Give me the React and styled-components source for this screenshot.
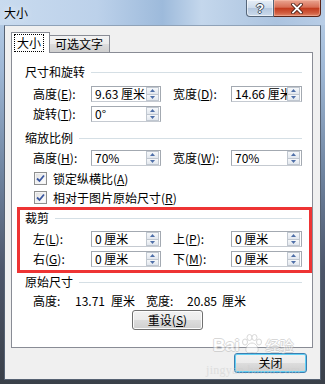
import React from 'react'
import styled, { createGlobalStyle } from 'styled-components'

const GlobalStyle = createGlobalStyle`
  html, body {
    margin: 0;
    padding: 0;
    background: #fff;
  }
  body {
    font-family: "Noto Sans CJK SC", "Noto Sans", sans-serif;
    font-size: 12px;
    color: #000;
  }
`

const Window = styled.div`
  position: relative;
  width: 325px;
  height: 384px;
  display: flex;
  flex-direction: column;
  overflow: hidden;
  background: linear-gradient(180deg, #bcd2ea 0%, #9fb8d6 18%, #6f84a0 45%, #4d566a 70%, #3a4049 100%);
`

const TitleBar = styled.div`
  height: 25px;
  flex: none;
  display: flex;
  align-items: flex-start;
  padding-left: 4px;
  background: linear-gradient(90deg, #c9dbef 0%, #bcd1ea 30%, #9dbadb 50%, #c4d7ec 62%, #abc3df 85%, #b8cde6 100%);
`

const Title = styled.span`
  align-self: center;
  font-size: 12px;
  line-height: 14px;
  margin-top: 1px;
  text-shadow: 0 0 6px rgba(255, 255, 255, 0.9);
`

const CaptionButtons = styled.div`
  margin-left: auto;
  margin-right: 4px;
  display: flex;
`

const HelpButton = styled.div`
  width: 28px;
  height: 17px;
  box-sizing: border-box;
  border: 1px solid #55667a;
  border-top: none;
  border-radius: 0 0 0 4px;
  background: linear-gradient(180deg, #e6eef7 0%, #cddbeb 50%, #b4c7de 51%, #cbdaeb 100%);
  box-shadow: inset 0 0 0 1px rgba(255, 255, 255, 0.55);
  display: flex;
  align-items: center;
  justify-content: center;
  color: #fff;
  font-family: "Liberation Sans", sans-serif;
  font-weight: bold;
  font-size: 13px;
  line-height: 13px;
  text-shadow: 1px 0 0 #3d4b5c, -1px 0 0 #3d4b5c, 0 1px 0 #3d4b5c, 0 -1px 0 #3d4b5c;
`

const CloseButton = styled.div`
  width: 47px;
  height: 17px;
  box-sizing: border-box;
  border: 1px solid #5a2418;
  border-top: none;
  border-left: none;
  border-radius: 0 0 4px 0;
  background: linear-gradient(180deg, #eaa592 0%, #d86e55 45%, #c23b1e 52%, #d05c3e 80%, #e0876a 100%);
  box-shadow: inset 0 0 0 1px rgba(255, 200, 180, 0.45);
  display: flex;
  align-items: center;
  justify-content: center;
`

const Content = styled.div`
  flex: 1;
  margin: 0 4px 4px;
  box-sizing: border-box;
  border: 1px solid #566273;
  border-top-color: #8fa2b8;
  background: #f0f0f0;
  padding: 7px 7px 0 6px;
  display: flex;
  flex-direction: column;
`

const Tabs = styled.div`
  display: flex;
  align-items: flex-end;
  height: 20px;
  position: relative;
  z-index: 1;
  margin-bottom: -1px;
`

const Tab = styled.div`
  box-sizing: border-box;
  width: ${p => p.$w}px;
  height: ${p => (p.$active ? 21 : 18)}px;
  border: 1px solid #898c95;
  border-left-width: ${p => (p.$first ? 1 : 0)}px;
  border-bottom: ${p => (p.$active ? 'none' : '1px solid #898c95')};
  background: ${p =>
    p.$active ? '#fff' : 'linear-gradient(180deg, #f3f3f3 0%, #ebebeb 50%, #dddddd 51%, #cfcfcf 100%)'};
  padding: ${p => (p.$active ? '1px 1px 0 2px' : '0 0 0 5px')};
  line-height: 16px;
  white-space: nowrap;
`

const FocusLabel = styled.span`
  display: inline-block;
  border: 1px dotted #000;
  padding: 0 2px;
  line-height: 16px;
`

const Panel = styled.div`
  box-sizing: border-box;
  width: 302px;
  height: 296px;
  border: 1px solid #898c95;
  background: #fff;
  padding-top: 12px;
  display: flex;
  flex-direction: column;
`

const Section = styled.div`
  padding: 0 10px 0 13px;
  margin-top: ${p => p.$mt || 0}px;
  display: flex;
  flex-direction: column;
`

const CropFrame = styled.div`
  margin: 3px 0 0 5px;
  border: 3px solid #ee3434;
  padding: 1px 7px 3px 5px;
  display: flex;
  flex-direction: column;
`

const Header = styled.div`
  height: 14px;
  display: flex;
  align-items: center;
  gap: 6px;
  line-height: 14px;
  white-space: nowrap;
  &::after {
    content: '';
    flex: 1;
    height: 1px;
    background: #d5dfe5;
  }
`

const Row = styled.div`
  display: grid;
  grid-template-columns: 58px 70px 12px 58px 71px;
  align-items: center;
  height: 16px;
  padding-left: 8px;
  margin-top: ${p => p.$mt}px;
`

const Label = styled.span`
  grid-column: ${p => p.$col};
  white-space: nowrap;
  line-height: 14px;
`

const Field = styled.div`
  grid-column: ${p => p.$col};
  box-sizing: border-box;
  height: 16px;
  border: 1px solid #a3a9b1;
  border-bottom-color: #c5cad1;
  background: #fff;
  display: flex;
`

const Value = styled.span`
  flex: 1;
  overflow: hidden;
  white-space: nowrap;
  padding-left: 3px;
  line-height: 14px;
`

const Spin = styled.div`
  width: 13px;
  margin: 0 1px 0 0;
  display: flex;
  flex-direction: column;
`

const SpinPart = styled.div`
  flex: 1;
  box-sizing: border-box;
  border: 1px solid #c0c7d0;
  border-top-width: ${p => (p.$down ? 0 : 1)}px;
  background: linear-gradient(180deg, #f6f8fa 0%, #e2e7ee 100%);
  display: flex;
  align-items: center;
  justify-content: center;
`

const CheckRow = styled.div`
  display: flex;
  align-items: center;
  gap: 6px;
  height: 14px;
  padding-left: 9px;
  margin-top: ${p => p.$mt}px;
  white-space: nowrap;
`

const CheckBox = styled.div`
  width: 13px;
  height: 13px;
  box-sizing: border-box;
  border: 1px solid #8e8f8f;
  background: linear-gradient(135deg, #dcdcdc 0%, #f4f4f4 60%, #ffffff 100%);
  box-shadow: inset 0 0 0 1px #f4f4f4;
  display: flex;
  align-items: center;
  justify-content: center;
`

const InfoRow = styled.div`
  display: grid;
  grid-template-columns: 42px 36px 35px 41px 35px auto;
  height: 14px;
  line-height: 14px;
  padding-left: 8px;
  margin-top: 5px;
  white-space: nowrap;
`

const PushButton = styled.div`
  box-sizing: border-box;
  width: ${p => p.$w}px;
  height: 20px;
  border: 1px solid ${p => (p.$default ? '#3c7fb1' : '#707070')};
  border-radius: 3px;
  background: linear-gradient(180deg, #f2f2f2 0%, #ebebeb 50%, #dddddd 51%, #cfcfcf 100%);
  box-shadow: inset 0 0 0 1px ${p => (p.$default ? '#61d0f5' : '#fcfcfc')};
  display: flex;
  align-items: center;
  justify-content: center;
  line-height: 14px;
  margin-left: ${p => p.$ml || 0}px;
  margin-top: ${p => p.$mt || 0}px;
  align-self: ${p => p.$align || 'flex-start'};
  margin-right: ${p => p.$mr || 0}px;
`

const Watermark = styled.div`
  position: absolute;
  left: 206px;
  top: 334px;
  display: flex;
  flex-direction: column;
  align-items: center;
  color: #fff;
  opacity: 0.55;
  pointer-events: none;
  font-family: "Liberation Sans", sans-serif;
`

const MarkLogo = styled.div`
  display: flex;
  align-items: flex-end;
  gap: 2px;
  font-size: 17px;
  font-weight: bold;
  line-height: 17px;
  text-shadow: 1px 0 0 #b8b8b8, -1px 0 0 #b8b8b8, 0 1px 0 #b8b8b8, 0 -1px 0 #b8b8b8;
`

const MarkSmall = styled.span`
  font-size: 14px;
  font-family: "Noto Sans CJK SC", sans-serif;
  font-weight: normal;
`

const MarkUrl = styled.span`
  margin-top: 9px;
  font-family: "Liberation Serif", serif;
  font-size: 12px;
  letter-spacing: 0.3px;
  color: #cfcfcf;
`

const Key = ({ k }) => (
  <>
    (<u>{k}</u>):
  </>
)

const Spinner = () => (
  <Spin>
    <SpinPart>
      <svg width="5" height="3" viewBox="0 0 5 3">
        <path d="M0 3 L2.5 0 L5 3 Z" fill="#4f6fa8" />
      </svg>
    </SpinPart>
    <SpinPart $down>
      <svg width="5" height="3" viewBox="0 0 5 3">
        <path d="M0 0 L2.5 3 L5 0 Z" fill="#4f6fa8" />
      </svg>
    </SpinPart>
  </Spin>
)

const Input = ({ col, value }) => (
  <Field $col={col}>
    <Value>{value}</Value>
    <Spinner />
  </Field>
)

const Check = ({ children, mt }) => (
  <CheckRow $mt={mt}>
    <CheckBox>
      <svg width="9" height="9" viewBox="0 0 9 9">
        <path d="M1 4.5 L3.5 7 L8 1.5" fill="none" stroke="#3a57a0" strokeWidth="1.8" />
      </svg>
    </CheckBox>
    <span>{children}</span>
  </CheckRow>
)

export default function App() {
  return (
    <>
      <GlobalStyle />
      <Window>
        <TitleBar>
          <Title>大小</Title>
          <CaptionButtons>
            <HelpButton>?</HelpButton>
            <CloseButton>
              <svg width="12" height="11" viewBox="0 0 12 11">
                <path d="M2 1.5 L10 9.5 M10 1.5 L2 9.5" stroke="#4a1e15" strokeWidth="3.6" strokeLinecap="square" />
                <path d="M2 1.5 L10 9.5 M10 1.5 L2 9.5" stroke="#fff" strokeWidth="1.8" strokeLinecap="square" />
              </svg>
            </CloseButton>
          </CaptionButtons>
        </TitleBar>

        <Content>
          <Tabs>
            <Tab $w={39} $active $first>
              <FocusLabel>大小</FocusLabel>
            </Tab>
            <Tab $w={60}>可选文字</Tab>
          </Tabs>

          <Panel>
            <Section>
              <Header>尺寸和旋转</Header>
              <Row $mt={7}>
                <Label $col={1}>高度<Key k="E" /></Label>
                <Input col={2} value="9.63 厘米" />
                <Label $col={4}>宽度<Key k="D" /></Label>
                <Input col={5} value="14.66 厘米" />
              </Row>
              <Row $mt={4}>
                <Label $col={1}>旋转<Key k="T" /></Label>
                <Input col={2} value="0°" />
              </Row>
            </Section>

            <Section $mt={9}>
              <Header>缩放比例</Header>
              <Row $mt={5}>
                <Label $col={1}>高度<Key k="H" /></Label>
                <Input col={2} value="70%" />
                <Label $col={4}>宽度<Key k="W" /></Label>
                <Input col={5} value="70%" />
              </Row>
              <Check mt={5}>锁定纵横比(<u>A</u>)</Check>
              <Check mt={5}>相对于图片原始尺寸(<u>R</u>)</Check>
            </Section>

            <CropFrame>
              <Header>裁剪</Header>
              <Row $mt={6}>
                <Label $col={1}>左<Key k="L" /></Label>
                <Input col={2} value="0 厘米" />
                <Label $col={4}>上<Key k="P" /></Label>
                <Input col={5} value="0 厘米" />
              </Row>
              <Row $mt={4}>
                <Label $col={1}>右<Key k="G" /></Label>
                <Input col={2} value="0 厘米" />
                <Label $col={4}>下<Key k="M" /></Label>
                <Input col={5} value="0 厘米" />
              </Row>
            </CropFrame>

            <Section $mt={2}>
              <Header>原始尺寸</Header>
              <InfoRow>
                <span>高度:</span>
                <span>13.71</span>
                <span>厘米</span>
                <span>宽度:</span>
                <span>20.85</span>
                <span>厘米</span>
              </InfoRow>
              <PushButton $w={71} $ml={107} $mt={2}>
                重设(<u>S</u>)
              </PushButton>
            </Section>
          </Panel>

          <PushButton $w={73} $default $mt={5} $align="flex-end" $mr={6}>
            关闭
          </PushButton>
        </Content>

        <Watermark>
          <MarkLogo>
            Bai
            <svg width="22" height="20" viewBox="0 0 22 20">
              <g fill="#fff" stroke="#b8b8b8" strokeWidth="1">
                <ellipse cx="4" cy="8" rx="2.5" ry="3" />
                <ellipse cx="8.5" cy="3.5" rx="2.5" ry="3" />
                <ellipse cx="13.5" cy="3.5" rx="2.5" ry="3" />
                <ellipse cx="18" cy="8" rx="2.5" ry="3" />
                <path d="M11 9 C7 9 4 14 5 17 C6 19.5 9 18.5 11 18.5 C13 18.5 16 19.5 17 17 C18 14 15 9 11 9 Z" />
              </g>
            </svg>
            <MarkSmall>经验</MarkSmall>
          </MarkLogo>
          <MarkUrl>jingyan.baidu.com</MarkUrl>
        </Watermark>
      </Window>
    </>
  )
}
┄┄┄┄┄┄
◆ EXERCISE DIRECTIONS
From the listing above, return each line with the word "React".

◆ CORRECT RESPONSE
Give me the React and styled-components source for this screenshot.
import React from 'react'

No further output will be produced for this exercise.